We will not know for sure what they went through until we hear from them. My mind is wandering right now as to what exactly are they doing at this very moment. They are probably still in shock and confused or are thankful just to be alive. Or they are trying to retrieve parts of their houses like the tin roofs that were buffeted by the powerful wind so they don't have to sleep another night without a roof. I am afraid to accept that one of my brothers may have lost his house completely as it was made out of woods and nipa huts only unless there was some Divine intervention from up above. Waiting not knowing what is going on is killing me.

I still remember vividly the aftermath of the monstrous typhoon Sening some 35 plus years ago. My mother tried to recover the rice grains that were washed away into the ditch otherwise we would not have anything to eat. Fortunately, she managed to get some of it but eventually gave up when she became very ill after being exposed to unsanitary condition. She almost died! We were staying on a floor of our house with roof caved in. It surely was a traumatic experience for a little girl like me. However, it was not her time to go just yet so God let her live for another 35 years.

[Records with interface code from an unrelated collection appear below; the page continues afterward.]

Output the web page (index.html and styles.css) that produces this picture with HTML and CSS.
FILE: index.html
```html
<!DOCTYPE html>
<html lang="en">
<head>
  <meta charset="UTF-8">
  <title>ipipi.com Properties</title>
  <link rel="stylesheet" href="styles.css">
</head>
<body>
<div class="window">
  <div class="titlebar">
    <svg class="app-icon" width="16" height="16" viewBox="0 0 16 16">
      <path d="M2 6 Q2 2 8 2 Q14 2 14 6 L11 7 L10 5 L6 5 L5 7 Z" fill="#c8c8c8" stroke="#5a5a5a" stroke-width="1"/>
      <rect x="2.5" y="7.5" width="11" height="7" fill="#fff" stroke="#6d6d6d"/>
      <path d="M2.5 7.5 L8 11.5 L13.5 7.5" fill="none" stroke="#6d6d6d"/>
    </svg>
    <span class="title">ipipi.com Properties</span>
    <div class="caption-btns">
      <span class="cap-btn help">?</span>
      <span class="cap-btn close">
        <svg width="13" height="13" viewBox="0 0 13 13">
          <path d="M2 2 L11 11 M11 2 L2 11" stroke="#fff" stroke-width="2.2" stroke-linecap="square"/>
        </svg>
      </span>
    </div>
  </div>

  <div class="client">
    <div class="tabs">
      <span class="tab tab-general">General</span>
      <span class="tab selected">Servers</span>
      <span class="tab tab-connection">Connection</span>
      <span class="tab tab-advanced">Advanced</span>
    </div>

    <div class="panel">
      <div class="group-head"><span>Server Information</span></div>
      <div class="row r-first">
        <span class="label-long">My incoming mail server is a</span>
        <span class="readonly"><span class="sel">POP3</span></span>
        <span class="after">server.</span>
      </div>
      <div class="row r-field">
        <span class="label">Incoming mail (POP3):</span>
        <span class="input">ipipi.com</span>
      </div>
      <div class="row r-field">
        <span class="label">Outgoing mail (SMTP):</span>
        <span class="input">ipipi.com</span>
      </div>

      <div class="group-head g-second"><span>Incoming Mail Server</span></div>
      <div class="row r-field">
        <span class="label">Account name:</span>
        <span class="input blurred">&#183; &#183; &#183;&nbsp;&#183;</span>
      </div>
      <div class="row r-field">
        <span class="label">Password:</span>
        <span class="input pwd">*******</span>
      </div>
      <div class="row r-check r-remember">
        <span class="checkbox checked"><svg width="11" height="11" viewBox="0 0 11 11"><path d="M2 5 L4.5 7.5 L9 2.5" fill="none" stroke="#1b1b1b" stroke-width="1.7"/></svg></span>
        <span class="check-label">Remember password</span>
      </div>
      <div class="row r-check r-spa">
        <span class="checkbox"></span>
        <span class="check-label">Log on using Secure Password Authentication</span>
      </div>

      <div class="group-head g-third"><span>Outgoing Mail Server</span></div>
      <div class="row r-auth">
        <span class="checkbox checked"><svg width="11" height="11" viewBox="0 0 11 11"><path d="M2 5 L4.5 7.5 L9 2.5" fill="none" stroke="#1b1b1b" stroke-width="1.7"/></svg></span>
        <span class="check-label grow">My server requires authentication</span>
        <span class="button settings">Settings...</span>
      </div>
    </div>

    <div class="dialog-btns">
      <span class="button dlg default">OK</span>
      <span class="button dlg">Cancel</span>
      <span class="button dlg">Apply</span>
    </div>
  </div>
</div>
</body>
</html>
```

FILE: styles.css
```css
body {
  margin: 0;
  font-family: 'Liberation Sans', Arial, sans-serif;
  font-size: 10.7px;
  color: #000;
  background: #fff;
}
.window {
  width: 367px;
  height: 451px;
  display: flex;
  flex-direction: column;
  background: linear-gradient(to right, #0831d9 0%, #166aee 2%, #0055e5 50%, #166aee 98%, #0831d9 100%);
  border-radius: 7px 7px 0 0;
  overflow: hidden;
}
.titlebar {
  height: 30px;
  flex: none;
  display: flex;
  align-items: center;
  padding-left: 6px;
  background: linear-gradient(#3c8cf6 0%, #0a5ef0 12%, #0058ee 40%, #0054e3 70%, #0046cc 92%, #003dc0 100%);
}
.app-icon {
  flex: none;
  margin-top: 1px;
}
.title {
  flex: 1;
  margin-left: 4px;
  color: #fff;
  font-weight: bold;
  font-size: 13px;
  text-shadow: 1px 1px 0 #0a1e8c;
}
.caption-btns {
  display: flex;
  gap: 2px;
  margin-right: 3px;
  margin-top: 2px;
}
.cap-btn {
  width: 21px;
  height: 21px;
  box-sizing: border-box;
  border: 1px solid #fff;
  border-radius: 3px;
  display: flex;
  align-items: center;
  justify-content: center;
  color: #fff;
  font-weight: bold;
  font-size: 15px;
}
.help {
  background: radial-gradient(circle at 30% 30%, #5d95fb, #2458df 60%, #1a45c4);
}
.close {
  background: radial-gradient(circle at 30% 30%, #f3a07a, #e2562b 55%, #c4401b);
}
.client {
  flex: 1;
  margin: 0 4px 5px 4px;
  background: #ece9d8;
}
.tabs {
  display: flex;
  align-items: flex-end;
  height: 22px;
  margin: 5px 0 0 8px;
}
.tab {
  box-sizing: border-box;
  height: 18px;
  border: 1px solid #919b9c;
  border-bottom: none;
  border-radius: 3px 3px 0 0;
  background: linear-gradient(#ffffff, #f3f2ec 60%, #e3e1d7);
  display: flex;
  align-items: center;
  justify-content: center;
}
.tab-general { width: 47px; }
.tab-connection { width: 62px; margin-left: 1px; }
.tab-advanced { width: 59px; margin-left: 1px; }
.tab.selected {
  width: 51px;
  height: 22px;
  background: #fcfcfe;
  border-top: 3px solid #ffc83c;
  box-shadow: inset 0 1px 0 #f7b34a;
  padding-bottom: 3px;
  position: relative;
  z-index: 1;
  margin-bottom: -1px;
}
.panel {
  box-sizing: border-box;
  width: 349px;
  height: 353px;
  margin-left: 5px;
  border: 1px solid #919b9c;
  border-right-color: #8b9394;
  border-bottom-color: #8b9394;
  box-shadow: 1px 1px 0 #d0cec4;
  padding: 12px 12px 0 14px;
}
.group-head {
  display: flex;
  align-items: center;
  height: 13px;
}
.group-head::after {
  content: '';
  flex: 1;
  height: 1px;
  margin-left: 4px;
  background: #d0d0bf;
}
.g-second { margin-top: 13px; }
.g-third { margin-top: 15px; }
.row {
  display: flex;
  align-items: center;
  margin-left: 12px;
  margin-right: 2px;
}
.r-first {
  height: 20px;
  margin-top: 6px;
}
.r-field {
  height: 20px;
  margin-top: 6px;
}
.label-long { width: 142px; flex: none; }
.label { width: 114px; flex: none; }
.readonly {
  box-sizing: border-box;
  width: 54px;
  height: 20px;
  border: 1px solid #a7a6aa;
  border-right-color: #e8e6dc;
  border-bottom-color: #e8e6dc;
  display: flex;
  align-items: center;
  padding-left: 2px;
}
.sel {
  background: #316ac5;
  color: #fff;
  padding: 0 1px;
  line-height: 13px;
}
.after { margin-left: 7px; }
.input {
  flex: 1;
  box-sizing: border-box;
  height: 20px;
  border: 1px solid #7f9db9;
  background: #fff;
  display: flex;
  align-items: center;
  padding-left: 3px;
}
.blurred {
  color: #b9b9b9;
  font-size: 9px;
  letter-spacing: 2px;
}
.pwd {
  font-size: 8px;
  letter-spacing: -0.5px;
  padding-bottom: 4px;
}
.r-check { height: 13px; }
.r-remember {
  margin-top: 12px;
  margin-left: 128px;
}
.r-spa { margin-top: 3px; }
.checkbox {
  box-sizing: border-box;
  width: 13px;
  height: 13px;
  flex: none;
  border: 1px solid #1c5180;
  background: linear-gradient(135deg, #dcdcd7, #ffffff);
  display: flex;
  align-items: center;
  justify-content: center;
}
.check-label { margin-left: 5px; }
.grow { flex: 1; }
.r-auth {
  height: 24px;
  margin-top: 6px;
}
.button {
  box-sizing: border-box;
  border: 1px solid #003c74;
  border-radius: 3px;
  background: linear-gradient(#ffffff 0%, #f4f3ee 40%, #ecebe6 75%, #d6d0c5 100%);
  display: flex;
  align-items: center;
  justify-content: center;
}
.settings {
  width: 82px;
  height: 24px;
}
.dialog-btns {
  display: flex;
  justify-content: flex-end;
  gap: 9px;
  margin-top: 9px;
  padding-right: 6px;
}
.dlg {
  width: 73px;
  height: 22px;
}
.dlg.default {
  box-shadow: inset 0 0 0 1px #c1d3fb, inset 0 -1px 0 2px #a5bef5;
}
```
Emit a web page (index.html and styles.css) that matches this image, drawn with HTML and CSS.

While it offers consolation to know that there were no casualties in the town of Bato, yet, on the other hand, it is saddening to know that 90% of the houses sustained substantial damage. Even strong built houses suffered a beating. All vegetations were strewn all over the ground. Looking at the aerial pictures of the island, Catanduanes, it looks like a war zone. It is an eerie sight to behold! Classes were suspended because school buildings were without roofs. The teachers will likely to give lessons in residential houses like when I was in grade 3.

I hope that all Catandunganons and filipinos alike will try to pitch in to help our poor kababayans recoup from these devastation. Every little help counts.